In order to be accepted by elite German people, you will be expected to join them on whatever side they, or more likely, someone they admire have determined to be the underdog. It cannot be stressed enough how important it is to not take any chances in this serious matter. Do not, at any rate, apply what you learned about irony and join the other side of the argument in jest — German people won’t consider this to be at all funny or quirky, because to them, the determination to always root for the underdog maybe be the most important, non-debatable character traits of all. Once they have drawn the line, it is understood that the underdog is exempt from criticism or relativization, and a very convenient way to show others your political correctness.

Furthermore, German people take some pride in being a very committed people; and indeed, this character trait also applies to their stance on underdogs. Once they acknowledge someone or something to be the underdog, German people will stick to their view until the end of days, broad-mindedly ignoring any new facts to the contrary that might turn up. Even when it is apparent that the table has completely turned and their beloved underdog has long become the overdog, German people are usually too entangled in their dogma to notice it. This sometimes makes it hard for a newbie Auslander, applying  common sense, to correctly determine who the underdog is.

In order to blend in with the Germans, and more importantly, to dodge embarrassing small talk moments, it is important to at the least know the three most beloved underdogs of German people: Cyclists, Palestinians, and the football club FC St. Pauli.

With cyclists being dealt with in another article and the Israel-Palestine conflict being a topic this blog wouldn’t touch with a ten foot pole, let’s take a look at the football club FC St. Pauli.

FC St.Pauli is an out-and-out mediocre football club based in the “cult” red light district of Hamburg. The club’s main claim to fame is its “pirate” image. The reasoning runs like this: Hamburg is located 100 kilometers from the north sea, plus the club has a quirky logo featuring a white-on-black skull and bones.
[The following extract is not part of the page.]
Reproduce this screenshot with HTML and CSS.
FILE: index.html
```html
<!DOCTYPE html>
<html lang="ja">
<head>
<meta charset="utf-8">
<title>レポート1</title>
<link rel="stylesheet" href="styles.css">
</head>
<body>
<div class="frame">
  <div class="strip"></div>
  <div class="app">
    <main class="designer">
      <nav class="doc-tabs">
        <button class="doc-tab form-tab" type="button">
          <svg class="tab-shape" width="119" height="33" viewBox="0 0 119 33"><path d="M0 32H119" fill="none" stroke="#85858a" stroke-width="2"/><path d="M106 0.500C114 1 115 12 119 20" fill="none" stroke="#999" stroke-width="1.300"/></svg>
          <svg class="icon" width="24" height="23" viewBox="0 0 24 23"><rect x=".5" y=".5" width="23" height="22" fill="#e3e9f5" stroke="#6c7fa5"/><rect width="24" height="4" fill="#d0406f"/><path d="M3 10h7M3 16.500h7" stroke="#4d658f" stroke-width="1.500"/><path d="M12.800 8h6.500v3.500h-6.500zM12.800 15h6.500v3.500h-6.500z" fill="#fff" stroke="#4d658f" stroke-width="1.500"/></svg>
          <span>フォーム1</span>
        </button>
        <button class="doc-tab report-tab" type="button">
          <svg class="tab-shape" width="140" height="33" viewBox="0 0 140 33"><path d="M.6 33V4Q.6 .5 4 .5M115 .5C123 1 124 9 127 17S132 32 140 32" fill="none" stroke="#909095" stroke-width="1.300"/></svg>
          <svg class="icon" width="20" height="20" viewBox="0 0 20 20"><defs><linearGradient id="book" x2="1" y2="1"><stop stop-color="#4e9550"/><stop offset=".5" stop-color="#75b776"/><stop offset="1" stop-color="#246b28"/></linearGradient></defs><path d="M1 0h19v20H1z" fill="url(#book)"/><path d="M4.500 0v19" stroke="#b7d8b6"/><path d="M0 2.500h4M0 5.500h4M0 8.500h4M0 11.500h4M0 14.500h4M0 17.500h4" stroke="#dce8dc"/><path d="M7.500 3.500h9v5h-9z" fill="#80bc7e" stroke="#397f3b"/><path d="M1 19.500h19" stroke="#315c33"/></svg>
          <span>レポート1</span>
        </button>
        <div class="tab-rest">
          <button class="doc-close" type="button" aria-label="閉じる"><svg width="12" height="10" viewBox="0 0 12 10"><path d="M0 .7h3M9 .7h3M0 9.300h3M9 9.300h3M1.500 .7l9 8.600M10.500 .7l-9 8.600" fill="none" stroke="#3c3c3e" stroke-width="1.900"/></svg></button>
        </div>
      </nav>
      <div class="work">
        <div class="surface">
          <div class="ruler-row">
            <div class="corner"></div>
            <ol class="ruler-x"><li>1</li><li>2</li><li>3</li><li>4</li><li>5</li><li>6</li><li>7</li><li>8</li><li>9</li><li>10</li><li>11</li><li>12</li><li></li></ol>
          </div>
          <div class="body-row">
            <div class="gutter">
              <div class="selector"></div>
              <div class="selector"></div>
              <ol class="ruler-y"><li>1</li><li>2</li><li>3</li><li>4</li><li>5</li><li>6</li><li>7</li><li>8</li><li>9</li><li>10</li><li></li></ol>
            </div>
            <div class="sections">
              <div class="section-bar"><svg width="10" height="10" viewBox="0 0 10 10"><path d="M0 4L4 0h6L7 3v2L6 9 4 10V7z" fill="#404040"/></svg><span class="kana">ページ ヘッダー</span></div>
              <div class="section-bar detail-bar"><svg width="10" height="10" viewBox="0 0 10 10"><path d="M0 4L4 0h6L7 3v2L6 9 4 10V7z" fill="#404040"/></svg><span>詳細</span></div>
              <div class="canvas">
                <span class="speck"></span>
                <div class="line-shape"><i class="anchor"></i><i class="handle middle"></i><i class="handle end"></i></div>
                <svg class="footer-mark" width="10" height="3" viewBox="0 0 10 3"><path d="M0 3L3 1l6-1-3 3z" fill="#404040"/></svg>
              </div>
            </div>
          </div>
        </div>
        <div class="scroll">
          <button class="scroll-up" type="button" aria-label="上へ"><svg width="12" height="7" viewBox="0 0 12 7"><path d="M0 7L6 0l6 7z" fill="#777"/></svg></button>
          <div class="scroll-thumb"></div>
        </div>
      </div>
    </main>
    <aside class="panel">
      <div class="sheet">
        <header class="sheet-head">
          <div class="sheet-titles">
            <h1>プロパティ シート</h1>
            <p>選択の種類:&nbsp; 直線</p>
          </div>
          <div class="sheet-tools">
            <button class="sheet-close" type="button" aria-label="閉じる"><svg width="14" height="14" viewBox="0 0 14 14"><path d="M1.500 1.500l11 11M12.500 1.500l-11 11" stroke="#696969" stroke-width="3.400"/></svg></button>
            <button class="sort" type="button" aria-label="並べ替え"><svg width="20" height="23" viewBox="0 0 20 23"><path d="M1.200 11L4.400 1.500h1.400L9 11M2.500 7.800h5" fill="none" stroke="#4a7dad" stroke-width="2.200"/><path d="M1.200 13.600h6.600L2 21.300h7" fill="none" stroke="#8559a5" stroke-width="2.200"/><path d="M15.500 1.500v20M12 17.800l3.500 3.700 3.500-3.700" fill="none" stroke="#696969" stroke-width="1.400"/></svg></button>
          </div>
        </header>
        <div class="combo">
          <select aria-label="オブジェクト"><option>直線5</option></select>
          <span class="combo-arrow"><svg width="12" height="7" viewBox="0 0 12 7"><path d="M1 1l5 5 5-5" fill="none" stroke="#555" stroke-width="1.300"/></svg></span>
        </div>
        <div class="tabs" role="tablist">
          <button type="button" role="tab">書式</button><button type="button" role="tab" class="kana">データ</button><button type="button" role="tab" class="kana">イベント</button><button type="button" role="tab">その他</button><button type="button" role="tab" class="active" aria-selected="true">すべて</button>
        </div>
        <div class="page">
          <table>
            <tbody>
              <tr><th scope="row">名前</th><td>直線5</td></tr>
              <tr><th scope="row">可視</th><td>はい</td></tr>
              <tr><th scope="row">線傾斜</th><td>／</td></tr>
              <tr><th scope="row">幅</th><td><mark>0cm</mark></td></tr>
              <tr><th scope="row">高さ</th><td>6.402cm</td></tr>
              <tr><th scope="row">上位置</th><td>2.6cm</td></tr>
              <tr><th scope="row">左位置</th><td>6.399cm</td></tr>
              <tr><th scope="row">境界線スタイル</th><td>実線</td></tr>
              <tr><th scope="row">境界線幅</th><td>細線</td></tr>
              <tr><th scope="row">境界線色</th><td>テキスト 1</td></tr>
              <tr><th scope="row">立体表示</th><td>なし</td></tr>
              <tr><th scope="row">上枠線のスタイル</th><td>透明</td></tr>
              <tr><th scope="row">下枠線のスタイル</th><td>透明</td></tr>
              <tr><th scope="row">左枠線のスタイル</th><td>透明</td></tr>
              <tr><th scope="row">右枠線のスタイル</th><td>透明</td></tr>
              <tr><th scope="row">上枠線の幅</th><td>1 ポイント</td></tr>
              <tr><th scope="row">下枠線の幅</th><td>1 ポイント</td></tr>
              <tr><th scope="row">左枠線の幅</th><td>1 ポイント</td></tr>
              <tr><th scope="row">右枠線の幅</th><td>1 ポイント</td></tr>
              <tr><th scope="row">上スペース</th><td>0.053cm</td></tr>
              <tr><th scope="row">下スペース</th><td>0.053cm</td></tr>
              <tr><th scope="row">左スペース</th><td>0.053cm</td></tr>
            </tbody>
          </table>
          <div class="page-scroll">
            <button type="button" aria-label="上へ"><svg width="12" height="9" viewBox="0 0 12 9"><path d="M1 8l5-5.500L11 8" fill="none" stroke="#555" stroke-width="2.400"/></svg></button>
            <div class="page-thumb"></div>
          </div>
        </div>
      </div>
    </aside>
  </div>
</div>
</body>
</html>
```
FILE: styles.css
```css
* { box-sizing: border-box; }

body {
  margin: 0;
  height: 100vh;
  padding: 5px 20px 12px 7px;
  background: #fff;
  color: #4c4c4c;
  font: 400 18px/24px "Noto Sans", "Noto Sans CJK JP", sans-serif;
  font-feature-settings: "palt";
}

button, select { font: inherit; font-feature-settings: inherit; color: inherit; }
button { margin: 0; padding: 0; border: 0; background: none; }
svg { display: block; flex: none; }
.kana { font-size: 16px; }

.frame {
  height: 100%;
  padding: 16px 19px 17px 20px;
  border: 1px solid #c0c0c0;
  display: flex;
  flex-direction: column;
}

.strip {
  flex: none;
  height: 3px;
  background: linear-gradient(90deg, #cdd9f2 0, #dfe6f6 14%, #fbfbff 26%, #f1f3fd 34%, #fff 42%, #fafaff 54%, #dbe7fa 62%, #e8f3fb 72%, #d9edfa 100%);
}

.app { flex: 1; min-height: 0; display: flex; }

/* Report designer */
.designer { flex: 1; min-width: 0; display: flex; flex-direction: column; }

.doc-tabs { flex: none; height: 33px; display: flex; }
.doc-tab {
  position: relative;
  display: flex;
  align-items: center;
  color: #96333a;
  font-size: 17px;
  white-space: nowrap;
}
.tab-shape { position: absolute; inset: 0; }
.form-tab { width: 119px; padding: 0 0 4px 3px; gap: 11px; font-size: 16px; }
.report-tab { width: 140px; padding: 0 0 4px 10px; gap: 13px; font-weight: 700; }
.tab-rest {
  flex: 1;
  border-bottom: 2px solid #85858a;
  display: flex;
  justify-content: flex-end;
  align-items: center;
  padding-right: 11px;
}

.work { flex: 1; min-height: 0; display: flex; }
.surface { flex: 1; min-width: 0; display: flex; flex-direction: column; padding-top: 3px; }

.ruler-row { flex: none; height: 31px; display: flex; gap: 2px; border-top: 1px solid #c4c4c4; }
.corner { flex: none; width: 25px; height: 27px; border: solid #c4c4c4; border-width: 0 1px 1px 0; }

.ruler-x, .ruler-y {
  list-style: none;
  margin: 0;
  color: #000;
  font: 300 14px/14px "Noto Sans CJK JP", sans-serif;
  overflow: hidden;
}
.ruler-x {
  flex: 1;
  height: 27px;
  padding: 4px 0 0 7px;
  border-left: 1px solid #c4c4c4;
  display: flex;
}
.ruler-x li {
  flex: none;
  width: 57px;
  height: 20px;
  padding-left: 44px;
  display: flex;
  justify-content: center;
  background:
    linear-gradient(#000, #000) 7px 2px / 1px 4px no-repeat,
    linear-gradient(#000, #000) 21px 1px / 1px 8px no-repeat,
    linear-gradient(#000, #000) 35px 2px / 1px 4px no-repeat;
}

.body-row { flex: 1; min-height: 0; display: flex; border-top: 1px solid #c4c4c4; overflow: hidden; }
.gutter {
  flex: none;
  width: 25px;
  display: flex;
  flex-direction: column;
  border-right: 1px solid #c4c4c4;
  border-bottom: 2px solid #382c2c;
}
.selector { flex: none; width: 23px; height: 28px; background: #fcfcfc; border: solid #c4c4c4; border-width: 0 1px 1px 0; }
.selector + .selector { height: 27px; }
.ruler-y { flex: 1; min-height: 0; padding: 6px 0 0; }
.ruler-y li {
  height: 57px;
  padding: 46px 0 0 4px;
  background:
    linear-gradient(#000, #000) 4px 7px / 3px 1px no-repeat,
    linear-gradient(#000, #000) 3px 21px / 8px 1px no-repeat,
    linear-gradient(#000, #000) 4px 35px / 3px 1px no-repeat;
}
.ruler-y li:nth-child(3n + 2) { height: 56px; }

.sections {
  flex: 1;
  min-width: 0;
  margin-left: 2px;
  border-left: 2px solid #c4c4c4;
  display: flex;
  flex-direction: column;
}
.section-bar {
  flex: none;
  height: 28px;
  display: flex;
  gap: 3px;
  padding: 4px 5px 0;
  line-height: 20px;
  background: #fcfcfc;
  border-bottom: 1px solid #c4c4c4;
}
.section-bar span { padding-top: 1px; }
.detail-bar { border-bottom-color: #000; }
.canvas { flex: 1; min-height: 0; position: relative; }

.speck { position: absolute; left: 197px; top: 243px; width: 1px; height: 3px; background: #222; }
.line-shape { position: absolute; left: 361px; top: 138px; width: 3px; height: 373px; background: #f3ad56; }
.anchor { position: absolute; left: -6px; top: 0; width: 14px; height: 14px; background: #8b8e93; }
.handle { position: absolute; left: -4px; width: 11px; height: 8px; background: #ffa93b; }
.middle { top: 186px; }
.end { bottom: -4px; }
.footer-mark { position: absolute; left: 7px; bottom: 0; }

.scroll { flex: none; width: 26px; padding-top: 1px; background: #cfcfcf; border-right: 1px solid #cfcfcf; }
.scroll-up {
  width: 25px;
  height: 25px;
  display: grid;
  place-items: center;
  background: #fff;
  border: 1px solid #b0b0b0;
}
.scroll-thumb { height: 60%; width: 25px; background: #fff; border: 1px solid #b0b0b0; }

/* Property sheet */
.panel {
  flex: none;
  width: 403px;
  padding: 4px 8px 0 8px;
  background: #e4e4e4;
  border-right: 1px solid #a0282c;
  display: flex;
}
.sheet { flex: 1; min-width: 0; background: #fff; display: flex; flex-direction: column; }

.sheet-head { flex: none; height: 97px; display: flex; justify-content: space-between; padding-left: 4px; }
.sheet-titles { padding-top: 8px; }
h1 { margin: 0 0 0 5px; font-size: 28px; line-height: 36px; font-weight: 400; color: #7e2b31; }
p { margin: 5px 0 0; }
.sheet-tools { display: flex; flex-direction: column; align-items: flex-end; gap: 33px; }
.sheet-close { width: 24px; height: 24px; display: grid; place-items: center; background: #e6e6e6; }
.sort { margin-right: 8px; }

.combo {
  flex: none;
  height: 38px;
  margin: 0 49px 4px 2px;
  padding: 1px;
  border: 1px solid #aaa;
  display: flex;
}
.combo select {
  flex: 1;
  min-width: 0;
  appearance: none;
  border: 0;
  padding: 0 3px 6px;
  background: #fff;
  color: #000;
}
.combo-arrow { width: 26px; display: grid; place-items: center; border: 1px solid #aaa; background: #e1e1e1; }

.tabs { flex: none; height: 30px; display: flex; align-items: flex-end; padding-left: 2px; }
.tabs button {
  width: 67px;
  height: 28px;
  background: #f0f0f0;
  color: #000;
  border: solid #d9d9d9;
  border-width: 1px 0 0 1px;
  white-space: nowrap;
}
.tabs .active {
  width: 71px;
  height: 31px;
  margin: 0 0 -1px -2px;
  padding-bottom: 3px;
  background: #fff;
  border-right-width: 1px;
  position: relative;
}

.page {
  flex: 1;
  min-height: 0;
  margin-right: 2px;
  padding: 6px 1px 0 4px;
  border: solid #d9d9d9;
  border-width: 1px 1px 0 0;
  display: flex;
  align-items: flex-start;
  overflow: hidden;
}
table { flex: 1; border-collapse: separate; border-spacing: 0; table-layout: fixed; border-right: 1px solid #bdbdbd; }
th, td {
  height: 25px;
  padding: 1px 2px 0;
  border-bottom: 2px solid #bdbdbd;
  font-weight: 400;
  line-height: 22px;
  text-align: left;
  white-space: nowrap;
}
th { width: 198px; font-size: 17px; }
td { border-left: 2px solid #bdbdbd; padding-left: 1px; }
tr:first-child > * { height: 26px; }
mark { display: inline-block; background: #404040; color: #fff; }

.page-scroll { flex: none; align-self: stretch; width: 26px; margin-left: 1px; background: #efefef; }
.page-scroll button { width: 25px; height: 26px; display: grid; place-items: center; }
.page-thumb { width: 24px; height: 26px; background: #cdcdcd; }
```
There you go — they’re just like pirates, yeah? What’s that? You aren’t quite convinced of their underdog status yet? What are you, a moron? Eh? EH? All right, let’s not get into a fight just yet and lay it out for you:

FC St.Pauli has a very large base of supporters all around the world, despite playing mostly in the 2nd or 3rd league. Elite German people are required to have a critical stance towards the commercialization of football. That’s why they can relate so well to FC St. Pauli. Like them, FC St. Pauli seems to be eternally broke and constantly has to come up with quirky ways to make money, ie playing ironic exhibition matches against allegedly evil football clubs like FC Bayern Munich. Moreover, elite German people love give off an air of non-commitment, because in terms of coolness, it gives them an edge over anyone who puts a real effort into becoming good at something. To them, FC St. Pauli’s dabbling around in the minor leagues is akin to a political statement to never become like one of those awfully zealous yuppie football clubs.

People who already are a fan of another club, or even don’t care much for football love every little aspect of FC St. Pauli. Ask them why, and they will give you a 20-minute lecture why FC St.Pauli is “ze totaler Kult”, and why you should totally buy one of those cool, ironic St.Pauli “Retter” T-shirts. Both home and away, there will always be plenty of supporters present to cheer their team on. Moreover, judging from the ubiquity of FC St. Pauli merchandise being worn in the elite parts of any German town, the club should do pretty well financially. How popular is FC St.Pauli? It is so popular that, during a match, even players from the opponent teams are suffering from a conflict of loyalties because they’re secretly rooting for FC St. Pauli.

Granted, to the untrained eye, FC St. Pauli may not look like an underdog at all. Nonetheless, when a much weaker and smaller team with less supporters plays St.Pauli, German people will still consider St.Pauli to be the underdog in this pairing. Why, you ask? Because, you know, isn’t St. Pauli just wonderfully edgy with its pirate flag, uberdiverse fan-base, and that small, kitschy Disneyland of counter-culture of an arena with its proximity to that infamous Reeperbahn red-light district, which by the way has some really edgy bars and clubs where everybody goes for beers after the match, and how it every year manages to rise up against those evil, capitalist football clubs with their suspicious ambitiousness? How can you not be rooting for the good guys?

Every time St.Pauli is defeated, which happens a lot, the fans will soon claim there must have been some kind of conspiracy or bribing involved, because “the man” is trying to hold St.Pauli down. That man can be anyone with a suit on, like Hamburg’s mayor, the Bundesliga president, or Rupert Murdoch. On the other hand, once St.Pauli wins, it is always an uberheroic victory against all odds, made possible by the uniquely strong union between the club and its fans. Basically, there’s more pathos at a FC St. Pauli match than at an American veteran’s Pearl Harbour memorial celebration. A situation in which the St.Pauli players aren’t the good guys just isn’t imaginable. If you typed “FC St.Pauli is not an underdog” into Microsoft Word, a red squiggly line would appear underneath.

Use your new knowledge wisely. If you are looking for a convenient way to score some sympathy points with your German acquaintances, just proclaim you are a fan of FC St.Pauli, and that you are determined to support it in its never ending, incredibly courageous struggle against capitalism, fascism, and becoming good at football.